7 Sample size

Sample size calculation is a critical component of most experiment designs.¹ The objective of our sample size calculation is to ensure that – over the long-run² – our experiments have the desired Type I error rates (controlled by the significance level, $\alpha$) and Type II error rates (controlled by power, $1-\beta$).

To perform sample size calculations we use the concept of a minimum detectable effect (MDE) introduced by Bloom (1995), who defines the MDE as follows:

The minimum detectable effect of an experiment is the smallest effect that, if true, has an X% chance of producing an impact estimate that is statistically significant at the Y level.

X is the statistical power of the experiment for an alternative hypothesis equal to the minimum detectable effect. Y is the level of statistical significance used to decide whether or not a true effect exists.

If we perform a two-sided test, we thus have the following two hypotheses:

\[ \begin{align} &H_0: \tau = 0 \\[5 pt] &H_A: \tau = |\Delta|, \end{align} \]

where $\Delta$ is the MDE and where we use the absolute value to allow for negative or positive effects, given that we perform a two-sided test.

When following this approach, required sample size of an experiment is given by a version of the following formula (e.g. here): \[ n_v = 2(z_{\alpha/2} + z_{1 - \beta})^2\frac{s^2}{\Delta^2}, \tag{7.1}\]

which shows that required sample size is determined by four factors:

The probability of making a Type I error, denoted by $\alpha$, corresponds to the significance level of the test and has an associated with the upper-tail critical value $z_{\alpha/2}$ in a two-sided test.
The probability of making a Type II error, denoted by $\beta$, determines the power of the test, $1-\beta$, and has associated critical value given by $z_{1 - \beta}$.
The standard deviation of the outcome variable, $s$.
The minimal detectable effect size, $\Delta$.

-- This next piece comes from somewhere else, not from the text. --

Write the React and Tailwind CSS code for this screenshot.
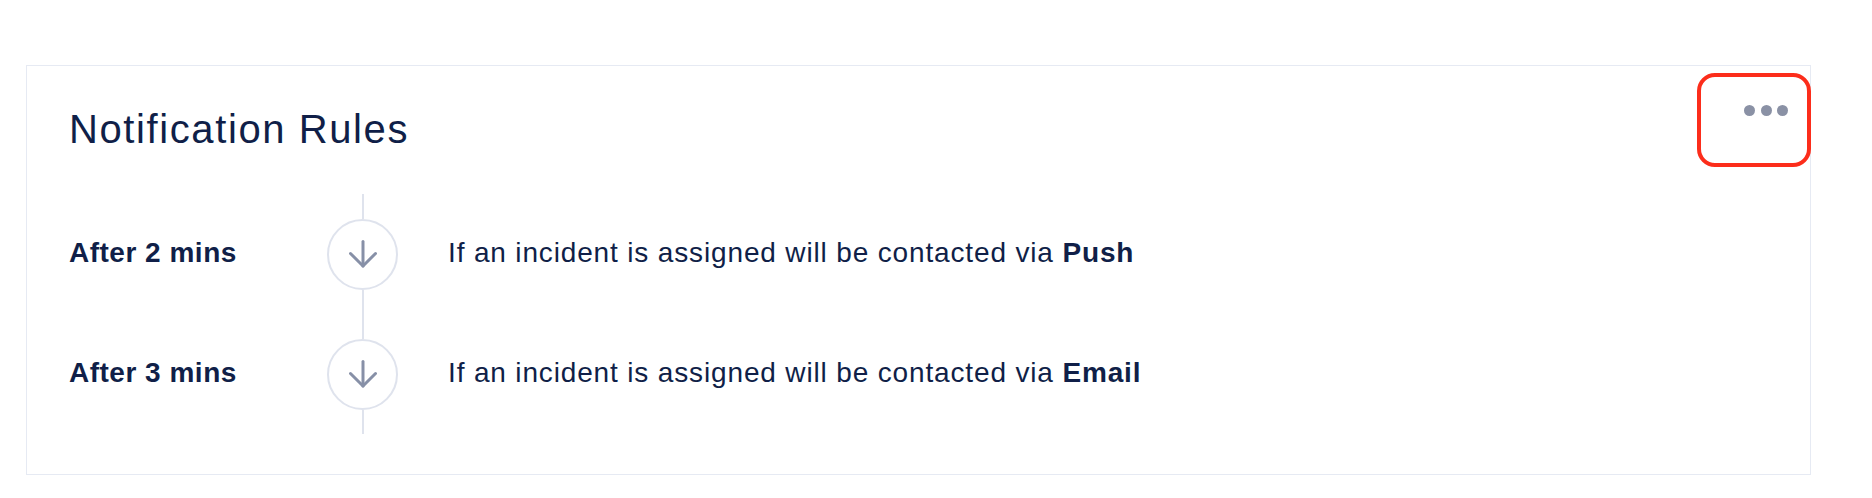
import React from "react";

const rules = [
  { delay: "After 2 mins", channel: "Push" },
  { delay: "After 3 mins", channel: "Email" },
];

function ArrowDown() {
  return (
    <svg width="28" height="28" viewBox="0 0 28 28" fill="none" stroke="#8790a7" strokeWidth="3" strokeLinecap="round" strokeLinejoin="round">
      <line x1="14" y1="1.5" x2="14" y2="26" />
      <polyline points="1.5,13.5 14,26 26.5,13.5" />
    </svg>
  );
}

export default function App() {
  return (
    <div className="min-h-[498px] bg-white pt-[65px] pl-[26px]" style={{ fontFamily: '"Liberation Sans", Arial, sans-serif' }}>
      <div className="relative w-[1785px] border border-[#e6eaf3] pt-[39px] pb-[40px] pl-[42px] pr-[22px] text-[#101f48]">
        <div className="flex items-start justify-between">
          <h2 className="text-[40px] leading-[48px] font-normal tracking-[1.6px]">Notification Rules</h2>
          <div className="flex gap-[5.5px]">
            <span className="block w-[11px] h-[11px] rounded-full bg-[#8a91a5]" />
            <span className="block w-[11px] h-[11px] rounded-full bg-[#8a91a5]" />
            <span className="block w-[11px] h-[11px] rounded-full bg-[#8a91a5]" />
          </div>
        </div>
        <div className="mt-[41px] flex flex-col">
          {rules.map((r) => (
            <div key={r.delay} className="grid grid-cols-[258px_71px_1fr] h-[120px]">
              <div className="flex items-center pb-[3px] text-[28px] leading-[28px] font-bold tracking-[0.5px]">{r.delay}</div>
              <div className="flex flex-col items-center">
                <div className="flex-1 w-[2px] bg-[#dfe3ed]" />
                <div className="flex items-center justify-center w-[71px] h-[71px] rounded-full border-2 border-[#dfe3ed]">
                  <ArrowDown />
                </div>
                <div className="flex-1 w-[2px] bg-[#dfe3ed]" />
              </div>
              <div className="flex items-center pl-[50px] pb-[3px] text-[28px] leading-[28px] tracking-[0.85px]">
                <span>
                  If an incident is assigned will be contacted via <b className="font-bold">{r.channel}</b>
                </span>
              </div>
            </div>
          ))}
        </div>
        <div className="absolute right-[-1px] top-[7px] w-[114px] h-[94px] rounded-[18px] border-4 border-[#fc2d1b]" />
      </div>
    </div>
  );
}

This formula can be intimidating and confusing, all the more so since there are different and sometimes incorrect versions presented in different articles. Worse, rules of thumbs based on the formula are often misunderstood and misapplied because the underlying logic isn’t understood. The aim of this chapter is to demystify the formula by deriving it from scratch.

7.1 Deriving the sample size formula

There are three ways to derive the formula. Two heuristic approaches and one approach that starts from first principles. All three can help us understand what we are doing more deeply.

7.1.1 Bloom approach³

Figure Figure 7.1 shows the sampling distribution of $\hat{\tau}^{\text{dm}}$ under the null hypothesis (centered around 0, vertical line A) and under the alternative hypothesis (centered around the MDE, vertical line C).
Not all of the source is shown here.